Exploring the Virulence Mechanism of Fusarium oxysporum f. sp. cubense  Tropical Race 4 Toward Cavendish Bananas

Fusarium oxysporum f. sp. cubense (Foc) is the fungal pathogen that causes Panama disease. Foc is divided into four distinct races depending on host specificity. Foc race 1 (R1) is known to decimate the well-known ‘Gros Michel’ banana cultivar, whereas Cavendish bananas resistant to R1 have been replaced for commercial production. However, the emergence of a hypervirulent strain, tropical race 4 (TR4) has raised serious concerns for Cavendish varieties. To reveal the virulence mechanism of Foc TR4 and its interaction with hosts, we conducted a dual transcriptome study in the Cavendish susceptible Pei-Chiao (PC) variety and somaclonal-derived resistant Tai-Chiao No.7 (TC7) variety.
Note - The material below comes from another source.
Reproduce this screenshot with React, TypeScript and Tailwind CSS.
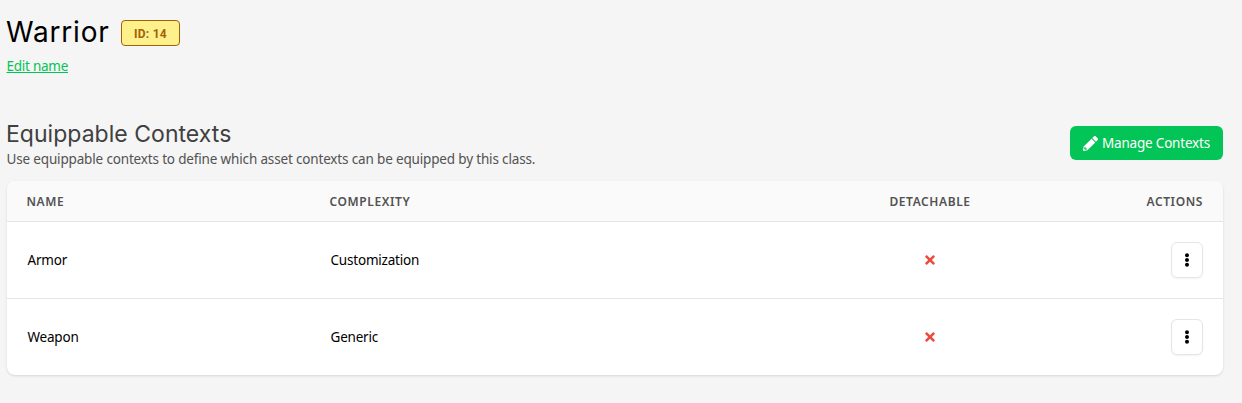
import { FaEllipsisV, FaTimes } from 'react-icons/fa';

interface EquippableContext {
  id: number;
  name: string;
  complexity: string;
  detachable: boolean;
}

const contexts: EquippableContext[] = [
  { id: 1, name: 'Armor', complexity: 'Customization', detachable: false },
  { id: 2, name: 'Weapon', complexity: 'Generic', detachable: false },
];

const headClass = 'px-5 pt-[2px] text-xs font-semibold leading-4 text-neutral-600';

function PencilIcon({ className }: { className?: string }) {
  return (
    <svg className={className} viewBox="0 0 512 512" fill="currentColor" fillRule="evenodd">
      <path d="M497.9 142.1l-46.1 46.1c-4.7 4.7-12.3 4.7-17 0l-111-111c-4.7-4.7-4.7-12.3 0-17l46.1-46.1c18.7-18.7 49.1-18.7 67.9 0l60.1 60.1c18.8 18.7 18.8 49.1 0 67.9z" />
      <path d="M284.2 99.8L21.6 362.4.4 483.9c-2.9 16.4 11.4 30.6 27.8 27.8l121.5-21.3 262.6-262.6c4.7-4.7 4.7-12.3 0-17l-111-111c-4.8-4.7-12.4-4.7-17.1 0zM88 424h48v36.3l-64.5 11.3-31.1-31.1L51.7 376H88v48z" />
    </svg>
  );
}

function ContextRow({ context }: { context: EquippableContext }) {
  return (
    <tr className="h-[77px] border-t border-neutral-200 text-[13.5px] text-black">
      <td className="px-[20.5px] pt-px">
        <span className="tracking-[-0.2px]">{context.name}</span>
      </td>
      <td className="px-[20.5px] pt-px">
        <span className="tracking-[-0.2px]">{context.complexity}</span>
      </td>
      <td className="px-5">
        {!context.detachable && <FaTimes className="mx-auto size-[14px] text-[#ea4b3e]" />}
      </td>
      <td className="px-5">
        <button className="ml-auto flex h-9 w-8 items-center justify-center rounded-md border border-neutral-200 bg-white shadow-xs">
          <FaEllipsisV className="size-[14px]" />
        </button>
      </td>
    </tr>
  );
}

export default function App() {
  return (
    <div className="min-h-screen bg-neutral-100 pt-3 pr-[19px] pl-[7px] font-['Noto_Sans',sans-serif]">
      <div className="flex h-10 items-center gap-3">
        <h1 className="w-[102px] font-['Inter',sans-serif] text-[28px] leading-10 whitespace-nowrap text-black">
          <span className="-ml-px tracking-[0.8px]">Warrior</span>
        </h1>
        <span className="mt-[2px] flex h-[26px] w-[59px] items-center justify-center rounded border border-[#a16207] bg-[#fef08a] pt-px font-['Roboto',sans-serif] text-xs font-bold text-[#a16207]">
          <span className="tracking-[0.25px]">ID: 14</span>
        </span>
      </div>
      <a href="#" className="mt-1 block h-5 text-[13.5px] leading-5 text-[#03c456] underline">
        <span className="-ml-[0.5px] tracking-[-0.25px]">Edit name</span>
      </a>

      <div className="mt-11 flex h-[50px] items-start justify-between">
        <div>
          <h2 className="font-['Inter',sans-serif] text-[23px] leading-7 text-neutral-700">
            <span className="-ml-px tracking-[0.03px]">Equippable Contexts</span>
          </h2>
          <p className="mt-px text-[13.5px] leading-5 whitespace-nowrap text-neutral-600">
            <span className="-ml-[0.5px] tracking-[-0.16px]">
              Use equippable contexts to define which asset contexts can be equipped by this class.
            </span>
          </p>
        </div>
        <button className="mt-[6px] flex h-[34px] w-[153px] items-center justify-center gap-1 rounded-md bg-[#03c456] text-[13.5px] whitespace-nowrap text-white">
          <PencilIcon className="size-[15px] shrink-0" />
          <span className="tracking-[-0.2px]">Manage Contexts</span>
        </button>
      </div>

      <div className="mt-[11px] overflow-hidden rounded-lg bg-white shadow-sm">
        <table className="w-full table-fixed border-collapse text-left">
          <colgroup>
            <col className="w-[303px]" />
            <col className="w-[505px]" />
            <col className="w-[230px]" />
            <col />
          </colgroup>
          <thead className="bg-neutral-50">
            <tr className="h-10">
              <th className={headClass}><span className="-ml-[0.5px] tracking-[0.6px]">NAME</span></th>
              <th className={headClass}><span className="-ml-[0.5px] tracking-[0.6px]">COMPLEXITY</span></th>
              <th className={`${headClass} text-center`}><span className="tracking-[0.6px]">DETACHABLE</span></th>
              <th className={`${headClass} text-right`}><span className="tracking-[0.6px]">ACTIONS</span></th>
            </tr>
          </thead>
          <tbody>
            {contexts.map((context) => (
              <ContextRow key={context.id} context={context} />
            ))}
          </tbody>
        </table>
      </div>
    </div>
  );
}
Among the differentially expressed candidate genes, we identified a putative Foc13813 gene that shares homologues only present in Fusarium species complex. Foc13813 gene exhibited elevated expression during the late stage of infection in PC but not detectable in TC7, consistently validated by RT-qPCR. To functionally characterize its role in Foc TR4, gene deletion and complementation strains were created. The deletion mutants showed significant impairment of virulence in PC and TC7. Histological section revealed that deletion mutants failed to infect feeder roots, rhizome and pseudostem tissues compared to wild-type strain. This study reports the identification of a novel gene required for pathogenicity of Foc TR4 and current investigation aims to reveal the mechanisms of Foc TR4 toward Cavendish bananas.